Infinitely differentiable function

[IniquiTrance]

This might sound like a stupid question.

f(x) = \begin{cases} &e^{-\frac{1}{x^2}} &\text{if } x\neq 0 \\ & 0 &\text{if } x = 0 \end{cases}

Is the reason f is infinitely differentiable at 0 because we keep differentiating 0 as a constant, or because,

\lim_{x\rightarrow 0} f`(x) = \lim_{x\rightarrow 0} \frac{2}{x^3} e^{-\frac{1}{x^2}} = 0

Thanks.

 

[chiro]

This might sound like a stupid question.

f(x) = \begin{cases} &e^{-\frac{1}{x^2}} &\text{if } x\neq 0 \\ & 0 &\text{if } x = 0 \end{cases}

Is the reason f is infinitely differentiable at 0 because we keep differentiating 0 as a constant, or because,

\lim_{x\rightarrow 0} f`(x) = \lim_{x\rightarrow 0} \frac{2}{x^3} e^{-\frac{1}{x^2}} = 0

Thanks.

Hey IniquiTrance and welcome to the forums.

If you want to show differentiability at a particular point from first principles, you need to show that the appropriate limit exists from both sides of the point (which is what you have done).

The only thing though that I would recommend is that you expand out the definition and show it step by step using the various limit theorems (since you are going to get infinities for this particular problem).

 

[IniquiTrance]

Thanks for the reply chiro. I was just mainly wondering whether all order derivatives were 0, because we were taking the derivative of 0 as a constant which is uniformly 0, or instead because we are using the exponential and taking a limit. I'm assuming from your response that it is because of the latter case.

 

[HallsofIvy]

One can show that the nth derivative is e^{-1/x^2} over a polynomial in x. The numerator always goes to 0 faster than the denominator so the limit of the nth derivative, as x goes to 0, is 0. Much the same thing happens at x= 0. The "difference quotient, (f(h)- f(0))/h= f(h)/h, will be have e^{-1/h^2} in the numerator and a polynomial in h in the denominator so the derivative at x= 0 is always 0 and every derivative is differentiable.

 

[yus310]

You can apply L Hopital's rule

setting

\epsilon=[1][/x^2]

so then

\epsilon*(\epsilon)^0.5*e^(-1*\epsilon)

you can see this utilizing L'hopital's rule

 

[Office_Shredder]

Thanks for the reply chiro. I was just mainly wondering whether all order derivatives were 0, because we were taking the derivative of 0 as a constant which is uniformly 0, or instead because we are using the exponential and taking a limit. I'm assuming from your response that it is because of the latter case.

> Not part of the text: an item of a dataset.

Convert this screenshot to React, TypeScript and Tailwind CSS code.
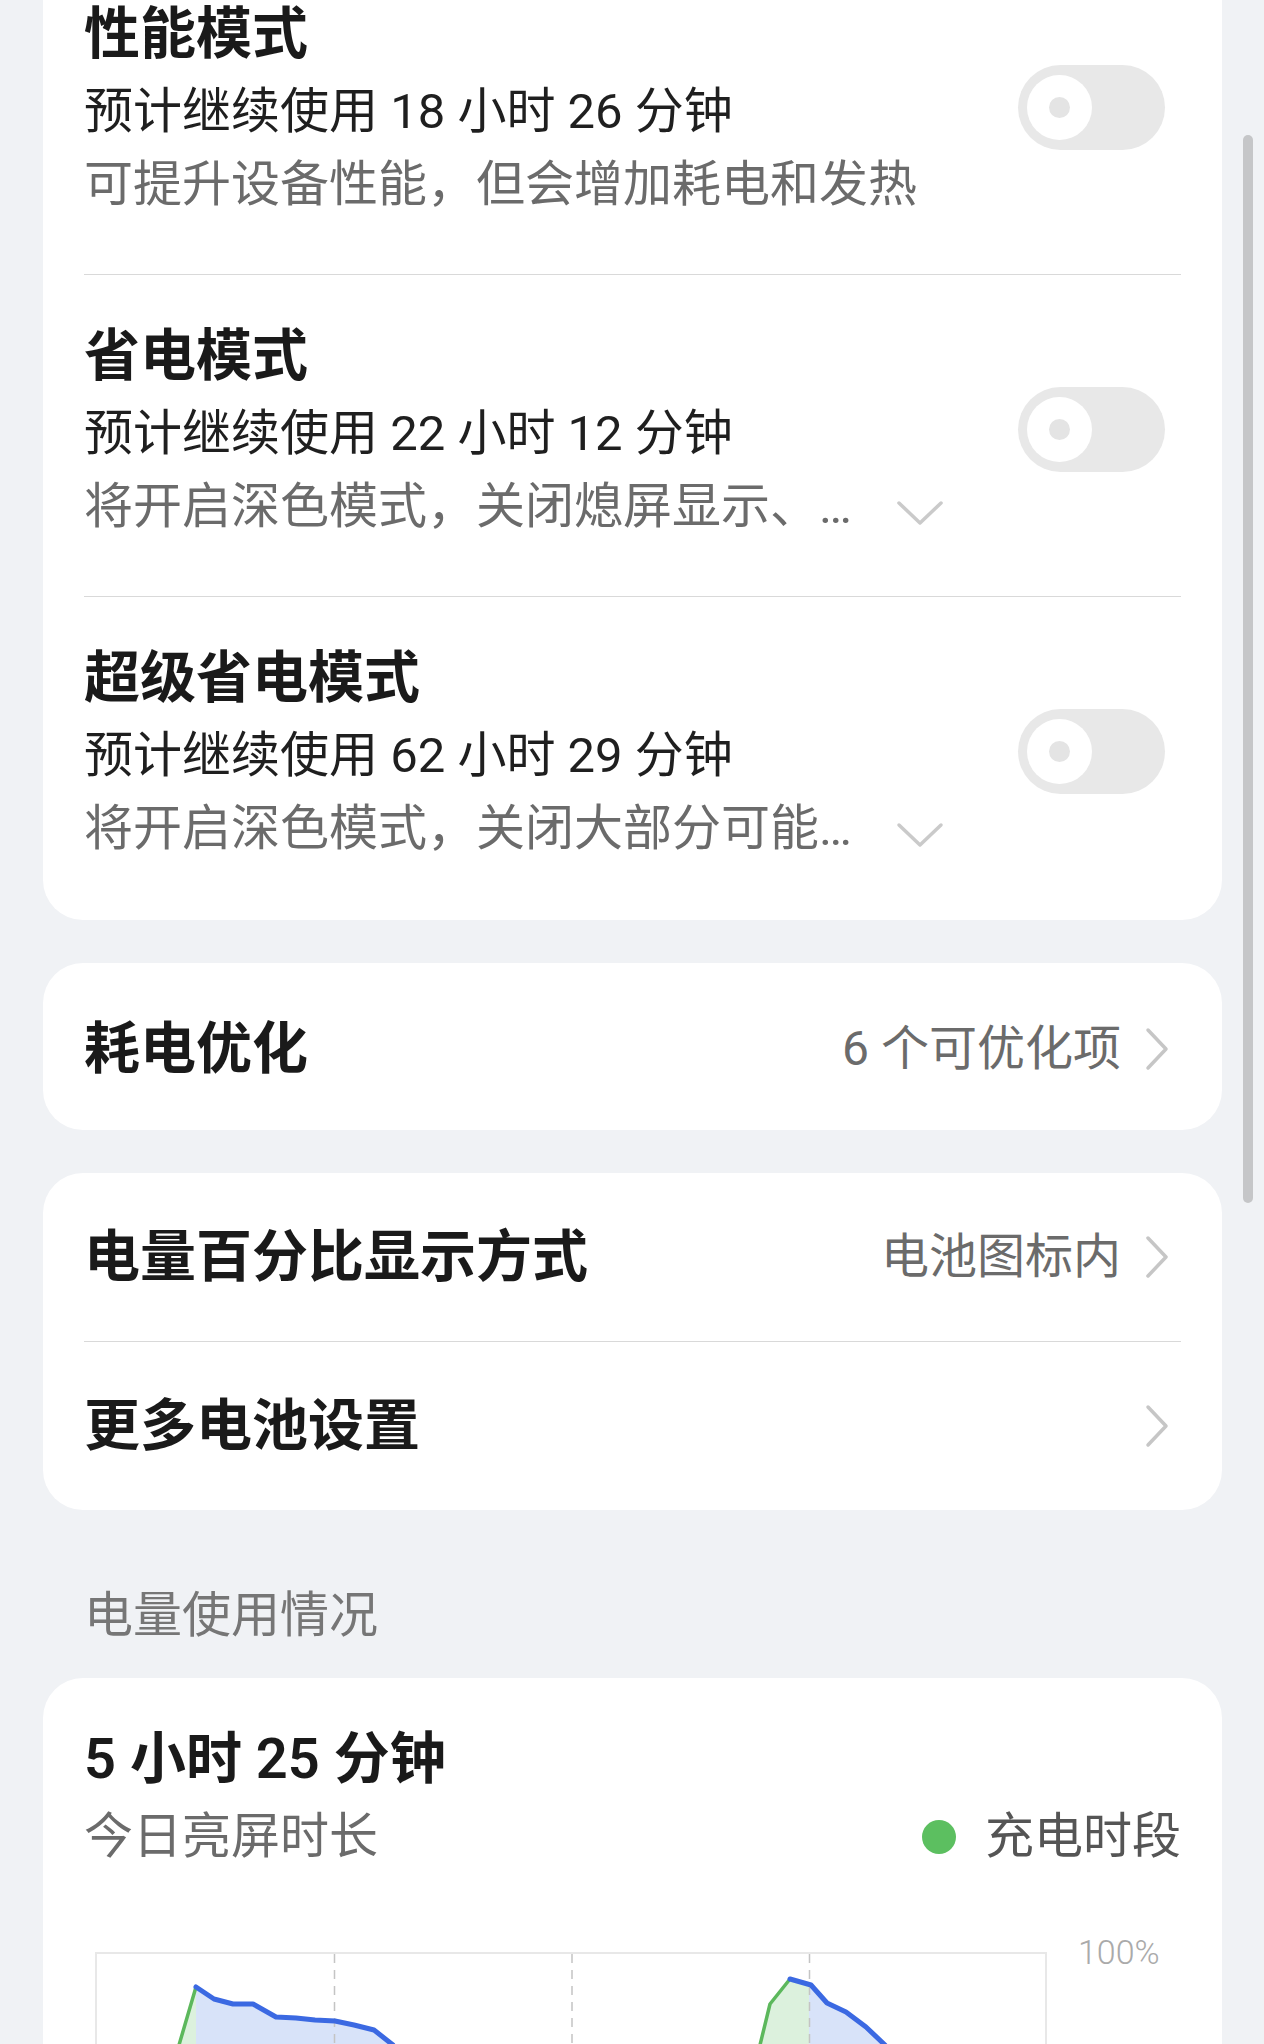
import React from "react";

function Toggle() {
  return (
    <div className="flex items-center pl-[9px] w-[147px] h-[85px] rounded-full bg-[#e8e8e8] shrink-0 mr-[16px]">
      <div className="flex items-center justify-center w-[65px] h-[65px] rounded-full bg-white">
        <div className="w-[21px] h-[21px] rounded-full bg-[#e4e4e4]" />
      </div>
    </div>
  );
}

function ChevronDown() {
  return (
    <svg width="48" height="26" viewBox="0 0 48 26" className="ml-[12px] mt-[28px] shrink-0">
      <path d="M3 3 L24 23 L45 3" fill="none" stroke="#cacaca" strokeWidth="3.5" strokeLinecap="round" strokeLinejoin="round" />
    </svg>
  );
}

function ChevronRight() {
  return (
    <svg width="24" height="44" viewBox="0 0 24 44" className="ml-[24px] mr-[12px] shrink-0">
      <path d="M3 3 L21 22 L3 41" fill="none" stroke="#c6c6c6" strokeWidth="3.5" strokeLinecap="round" strokeLinejoin="round" />
    </svg>
  );
}

type Mode = { title: string; sub: string; desc: string; more?: boolean };

const modes: Mode[] = [
  { title: "性能模式", sub: "预计继续使用 18 小时 26 分钟", desc: "可提升设备性能，但会增加耗电和发热" },
  { title: "省电模式", sub: "预计继续使用 22 小时 12 分钟", desc: "将开启深色模式，关闭熄屏显示、…", more: true },
  { title: "超级省电模式", sub: "预计继续使用 62 小时 29 分钟", desc: "将开启深色模式，关闭大部分可能…", more: true },
];

function ModeItem({ m }: { m: Mode }) {
  return (
    <div className="flex items-center pt-[41px] pb-[54px]">
      <div className="flex-1 min-w-0">
        <div className="text-[56px] leading-[80px] font-semibold text-[#1a1a1a]">{m.title}</div>
        <div className="text-[49px] leading-[76px] text-[#1f1f1f]">{m.sub}</div>
        <div className="flex items-start text-[49px] leading-[70px] text-[#6b6b6b]">
          <span className="w-[800px] whitespace-nowrap">{m.desc}</span>
          {m.more && <ChevronDown />}
        </div>
      </div>
      <Toggle />
    </div>
  );
}

function Chart() {
  const blue1 = "99,33 117,45 136,50 156,50 179,63 199,64 218,66 238,67 257,71 277,76 296,91 315,120 330,160 345,205 356,250 362,300";
  const green1 = "40,300 64,150 82,91 99,33";
  const green2 = "650,300 657,130 663,91 673,50 693,25";
  const blue2 = "693,25 714,31 730,49 749,58 769,73 788,91 805,120 820,170 830,230 835,300";
  return (
    <svg width="950" height="300" viewBox="0 0 950 300" className="block">
      <polygon points={`${green1} 99,300`} fill="#dcf1dd" />
      <polygon points={`${blue1} 99,300`} fill="#d8e3f9" />
      <polygon points={`${green2} 712,30 712,300`} fill="#dcf1dd" />
      <polygon points={`712,30 ${blue2} 712,300`} fill="#d8e3f9" />
      {[237.5, 475, 712.5].map((x) => (
        <line key={x} x1={x} y1="0" x2={x} y2="300" stroke="#c4c4c4" strokeWidth="1.5" strokeDasharray="9 7" />
      ))}
      <polyline points={green1} fill="none" stroke="#5cb85c" strokeWidth="3.5" strokeLinejoin="round" />
      <polyline points={green2} fill="none" stroke="#5cb85c" strokeWidth="3.5" strokeLinejoin="round" />
      <polyline points={blue1} fill="none" stroke="#3b69e2" strokeWidth="5" strokeLinejoin="round" strokeLinecap="round" />
      <polyline points={blue2} fill="none" stroke="#3b69e2" strokeWidth="5" strokeLinejoin="round" strokeLinecap="round" />
    </svg>
  );
}

export default function App() {
  return (
    <div className="relative h-[2044px] overflow-hidden bg-[#f0f2f5] font-['Roboto','Noto_Sans_CJK_SC',sans-serif]">
      <div className="pl-[43px] pr-[42px]">
        {/* Modes card */}
        <div className="-mt-[47px] bg-white rounded-[40px] px-[41px] pb-[2px]">
          {modes.map((m, i) => (
            <div key={m.title}>
              {i > 0 && <div className="h-px bg-[#d9d9d9]" />}
              <ModeItem m={m} />
            </div>
          ))}
        </div>

        {/* 耗电优化 */}
        <div className="mt-[43px] bg-white rounded-[40px] px-[41px]">
          <div className="flex items-center h-[167px] pt-[4px]">
            <div className="flex-1 text-[56px] font-semibold text-[#1a1a1a]">耗电优化</div>
            <div className="text-[48px] text-[#6b6b6b]">6 个可优化项</div>
            <ChevronRight />
          </div>
        </div>

        {/* settings */}
        <div className="mt-[43px] bg-white rounded-[40px] px-[41px]">
          <div className="flex items-center h-[168px]">
            <div className="flex-1 text-[56px] font-semibold text-[#1a1a1a]">电量百分比显示方式</div>
            <div className="text-[48px] text-[#6b6b6b]">电池图标内</div>
            <ChevronRight />
          </div>
          <div className="h-px bg-[#d9d9d9]" />
          <div className="flex items-center h-[168px]">
            <div className="flex-1 text-[56px] font-semibold text-[#1a1a1a]">更多电池设置</div>
            <ChevronRight />
          </div>
        </div>

        {/* section header */}
        <div className="mt-[74px] px-[41px] text-[49px] leading-[64px] text-[#767676]">电量使用情况</div>

        {/* usage card */}
        <div className="mt-[30px] bg-white rounded-[40px] px-[41px] pt-[41px] pb-[40px]">
          <div className="text-[56px] leading-[80px] font-semibold text-[#1a1a1a]">5 小时 25 分钟</div>
          <div className="flex items-center text-[49px] leading-[76px]">
            <div className="flex-1 text-[#6b6b6b]">今日亮屏时长</div>
            <div className="w-[34px] h-[34px] rounded-full bg-[#5cbf60] mr-[29px]" />
            <div className="text-[#555555]">充电时段</div>
          </div>
          <div className="flex items-start mt-[77px]">
            <div className="ml-[11px] w-[952px] border-t-2 border-x-2 border-[#e8e8e8]">
              <Chart />
            </div>
            <div className="ml-[31px] -mt-[22px] text-[34px] leading-[44px] font-light text-[#aaaaaa]">100%</div>
          </div>
        </div>
      </div>

      {/* scrollbar */}
      <div className="absolute right-[11px] top-[135px] w-[10px] h-[1068px] rounded-full bg-[#c5c6c8]" />
    </div>
  );
}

It's the latter. Consider the function

f(x) = 0 if x=0, x if x is not zero. Is f'(0)=0 because we're taking the derivative of the constant function 0? Clearly not, right?

 

[Skrew]

You have to show that the function has a derivative at 0, and that it is 0.

Also you need to show that the function is continuous(as that is required for it to be differentiable).

This function is interesting because it obscures all the information about the e^(y) part of the function(and so doesn't have a taylor series expansion at 0).